“Face to Face” is all about fathers, sons and the problems men have in communicating with one another. It goes from amusing to deeply sentimental in the blink of an eye, but never feels forced, and it definitely ranks as one of the better films to tackle the subject of what it means to be a man in American society. It’s no Fight Club, though, despite the fact that Meat Loaf has a brief scene.
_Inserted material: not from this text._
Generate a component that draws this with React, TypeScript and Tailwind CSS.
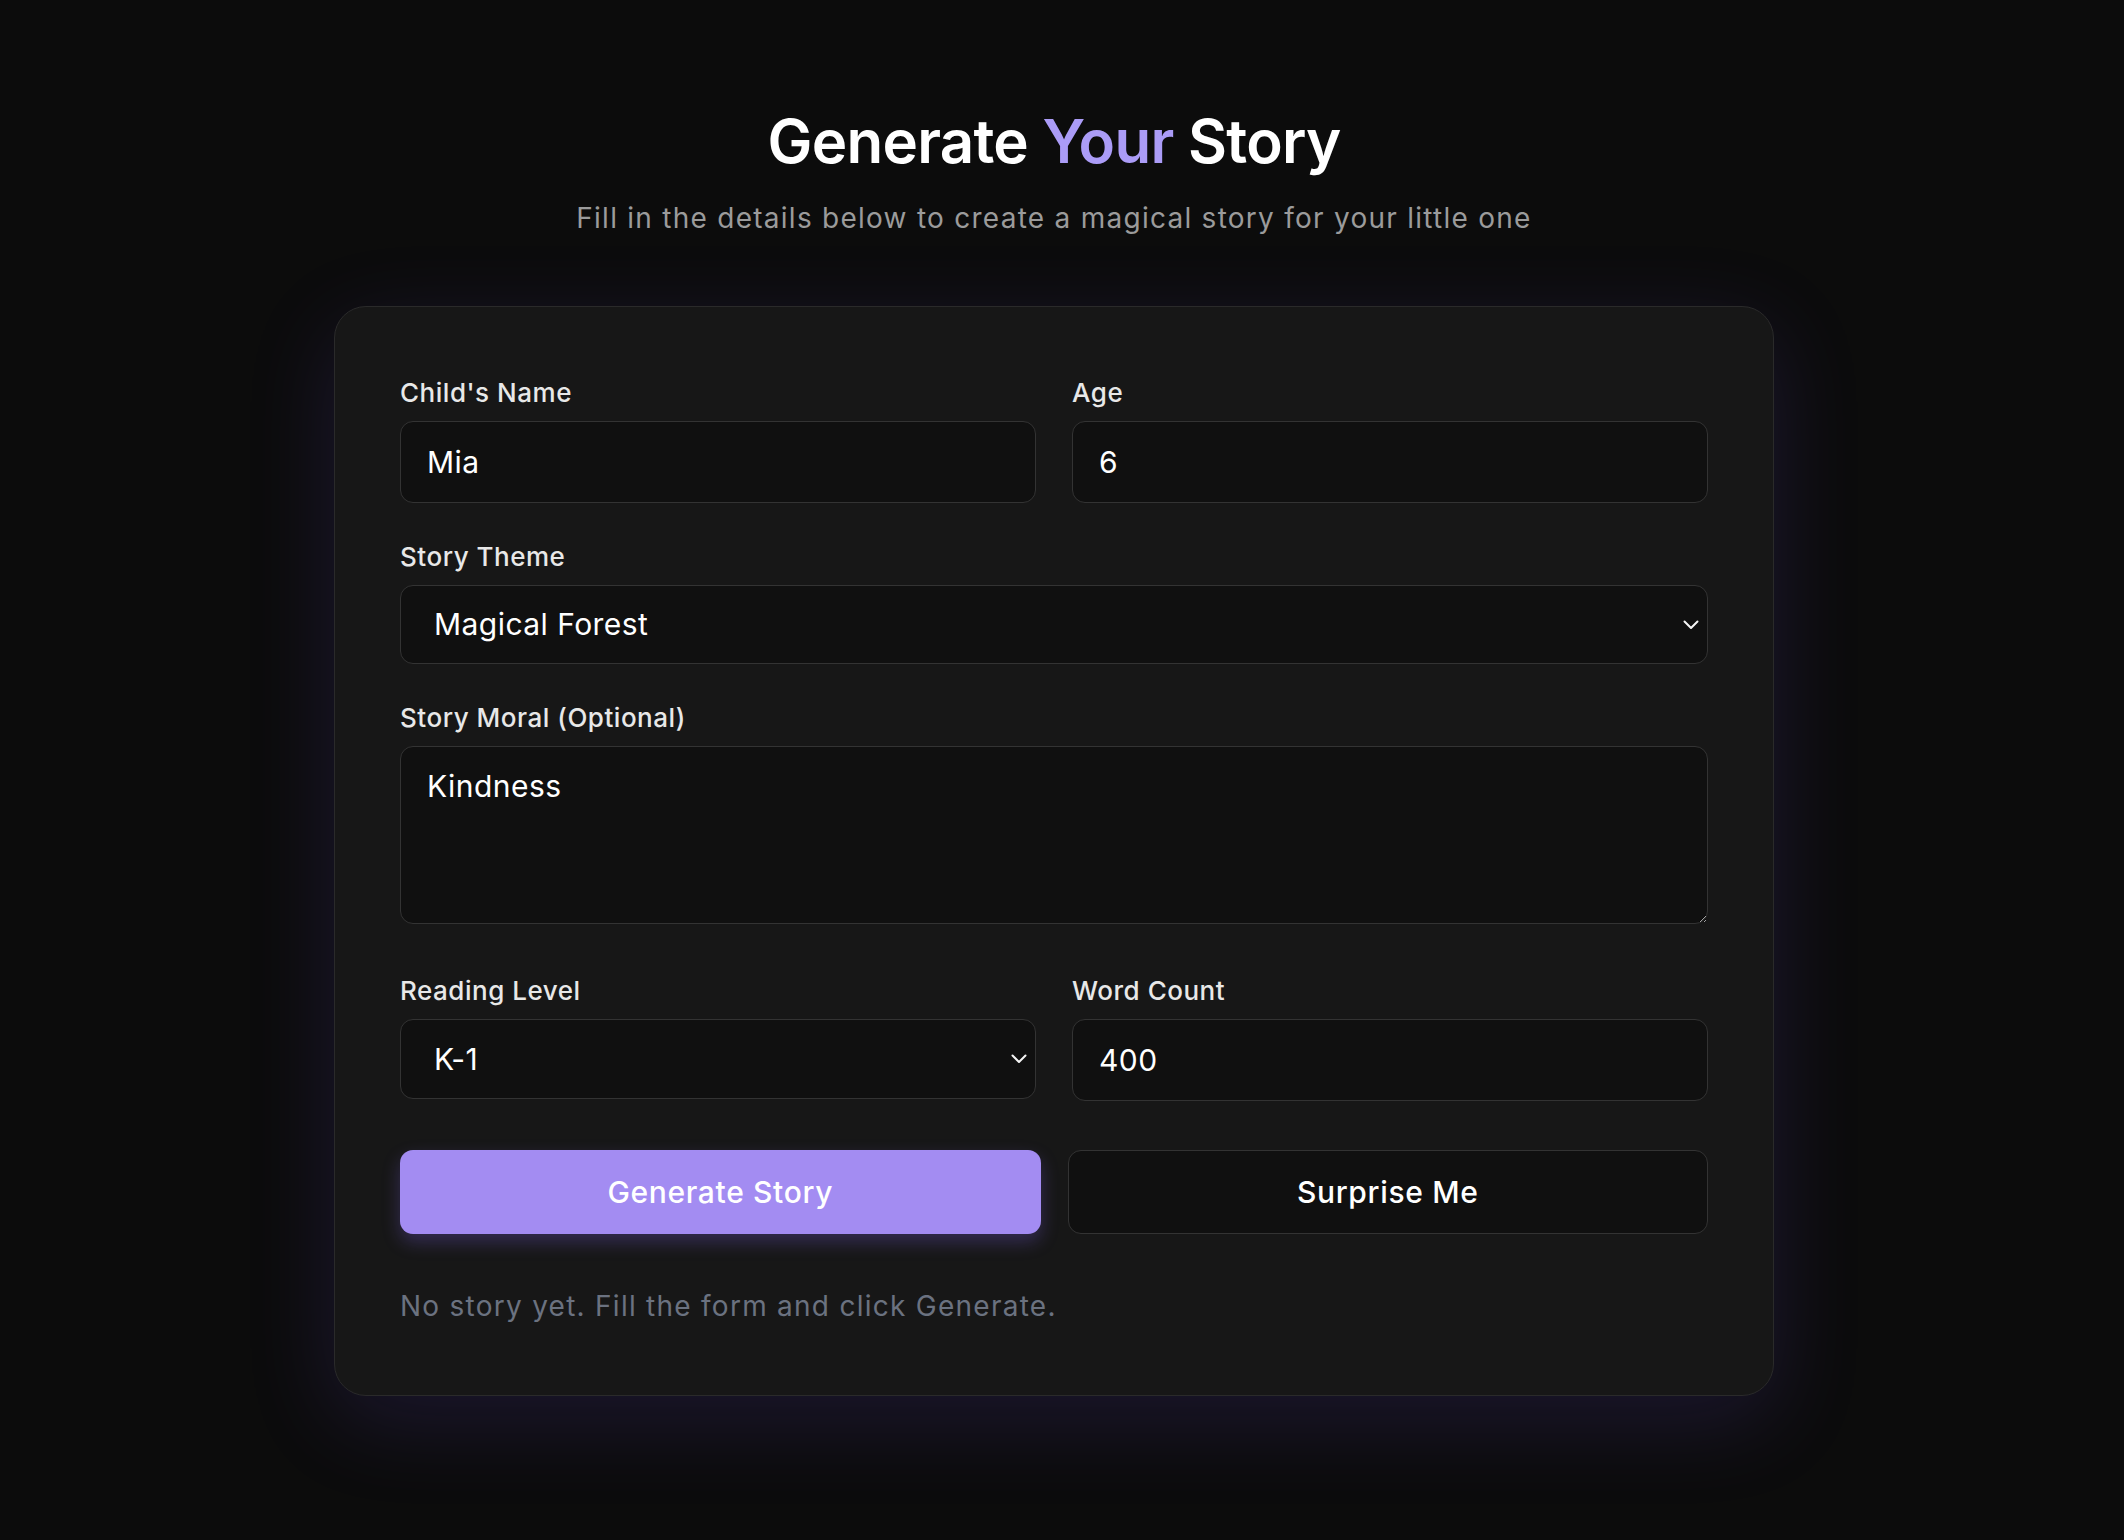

Richie (Scott Baio) and his two cousins have lost their grandfather, and they don’t want to lose their dads without getting to know them. Their fathers (played by Dean Stockwell, Alex Rocco and Joe Viterelli) are the iconic Italian patriarchs; emotions besides anger rarely appear, and they feel life must be suffered in silence while providing for those who depend on them. Their sons (Baio, Thomas Calabro and Carlo Imperato) are a bit more modern in their approach to life. They want to hear about their fathers’ ambitions, and they need to bond, though they often don’t realize it. The boys’ solution: kidnap their fathers and take them on a camping trip.
For all its comedic moments, “Face to Face” raises some serious questions. Namely, if men teach by example, what are we teaching our male children? How much rage can a person hold back before it explodes into a heart attack? At what point do you get the courage to tell your father you love him? And why do so many men hate their fathers only to end up acting just like them? (There’s something very Nietzsche-like in that.) This movie doesn’t answer all those questions, but it attempts a discussion, which is something most men won’t even venture toward even with the specter of death looming overhead. In other words: Don’t plan on seeing this with your father, but do see it. It just may help you understand the man you’ll become.